利用者のパーソナリティが見えれば、広告だけではなく販促施策など、多くの領域に活用できることにも共感いただいているので、私たちも積極的に提案し、価値をご提供できるよう努めています。

株式会社メトロアドエージェンシーは東京メトロを知り尽くす

――コロナを経て、特にリアルな場でのメディアの在り方や役割に変化はありましたか?

岡様:
大きく分けて2つの変化があったと思います。

1つは、移動そのものが減ったこと。コロナ前は利用者数の多さ、いわゆるリーチ数にメディア選択の比重が置かれることが多かったのですが、その基準が揺らぎ交通広告・OOH全般に対してニーズのあるものとないものの差が歴然となりました。

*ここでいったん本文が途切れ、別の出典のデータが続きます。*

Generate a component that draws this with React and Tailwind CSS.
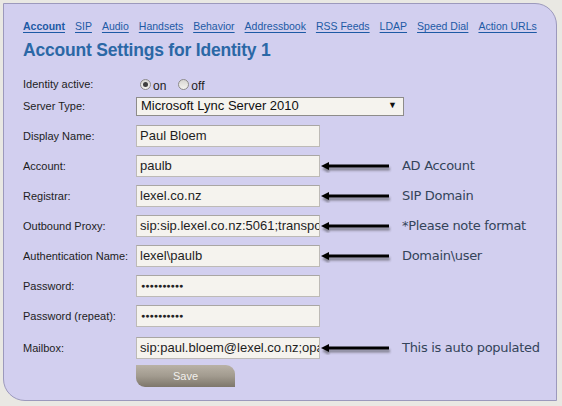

2つめは密を避けなければいけない状況下につき、プロモーションイベントなどの賑わい・盛り上がりなどの、従来プラスに考えられていたものがマイナスに捉えられてしまうことです。

どちらもネガティブなように見えますが、だからこそリアルの場での体験・経験はもちろん、それを告知するメディアも貴重であり、重要さが増したと感じています。体験と認知をつなぐメディア。その接触頻度を高めるためにもターゲットのペルソナ分析・理解をどれだけ深められるのか、は重要課題です。

――開発パートナーにunerryを選んでくださった理由を教えてください。

岩崎様:
我々は東京メトロをメインのフィールドとしているので、GPSが苦手な「地下」の移動データを捉えることが必須でした。「地下」も捉えられるビーコンネットワークが既にあるのはunerryさんならではだと思います。

また、我々はデータ分析だけを行いたいのではなく、その先のコミュニケーション提案に繋げられるかが肝だと考えていました。そうした事業課題に高い理解度で共感いただけたこと、また迅速なご対応をいただけたことは決め手でした。

岡様:
私たちは「TOKYOを最も熟知する企業」として、東京という街の理解をデータを使ってさらに深めるためにはどうしたらよいのか、unerryのご担当者様と一緒にとことん議論しました。

色々な視点での議論は刺激的で楽しく、またMTGを重ねるごとにプロジェクトの精度が上がっていくのを肌で感じました。そうした中で出来上がったのがこの「行動DNAアナライザー」です。

今後も、データ分析や他の事例からの示唆などはもちろん、東京メトログループアセットを活用した情報で新しいサービスを開発するなど両社にとって事業を加速できるような取組みをともに進めていけたらと思います。

[取材日] 2021年12月8日 ※内容は取材当時のものです。